Griswold is part of a troubling pattern in Colorado that could either threaten election integrity, or harm Republican chances at the ballot box. 

Griswold and the Colorado Supreme Court attempted to remove former President Donald Trump from the ballot in Colorado earlier this year, but their efforts were thwarted when the U.S. Supreme Court upheld 14th Amendment provisions granting that authority to Congress, not to states.  

Griswold also kept Robert F. Kennedy, Jr. on the Colorado ballot, in spite of Kennedy’s efforts to get his name off, after his endorsement of Trump. The move is liable to keep Trump from picking up Kennedy votes in the wake of their joining forces. 

“Election-deniers” can hardly be blamed for questioning the integrity of US elections: 15 states don’t require an ID to vote; multiple states, including Ohio, have had to file lawsuits in order for secretaries of state to ensure non-citizens can vote, with Virginia’s victory in the Supreme Court the latest example; and now, Griswold’s leak of Dominion voting machines’ passwords comes on the heels of a nationwide “glitch” with the machines Michigan Secretary of State Jocelyn Benson has described as “frustrating.” 

Benson, who is rumored to be eyeing a run for governor, refused to purge Michigan voter rolls — though Michigan has more than 500,000 more registered voters than citizens.   


Could Americans be forgiven for wondering why glitches and irregularities, to say nothing of grievous password leaks and security threats, plague Democrat-run cities and states?  

The battle for secure elections is not without victories.

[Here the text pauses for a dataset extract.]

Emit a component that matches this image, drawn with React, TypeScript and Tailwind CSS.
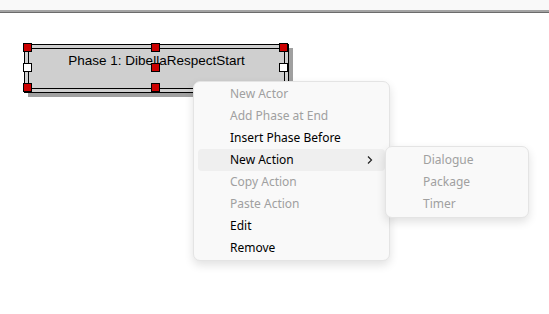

The RNC investigated nearly 170,000 duplicate ballots in Michigan and has successfully confirmed the duplicates will not be counted

Trump maintains a lead in polling, potentially taking the popular vote in addition to most swing states. He leads Harris nationally by a half a point to as many as two points. 

Still, commentators are saying the only chance for election results to deliver on the will of the people is to make a Trump victory “too big to rig.”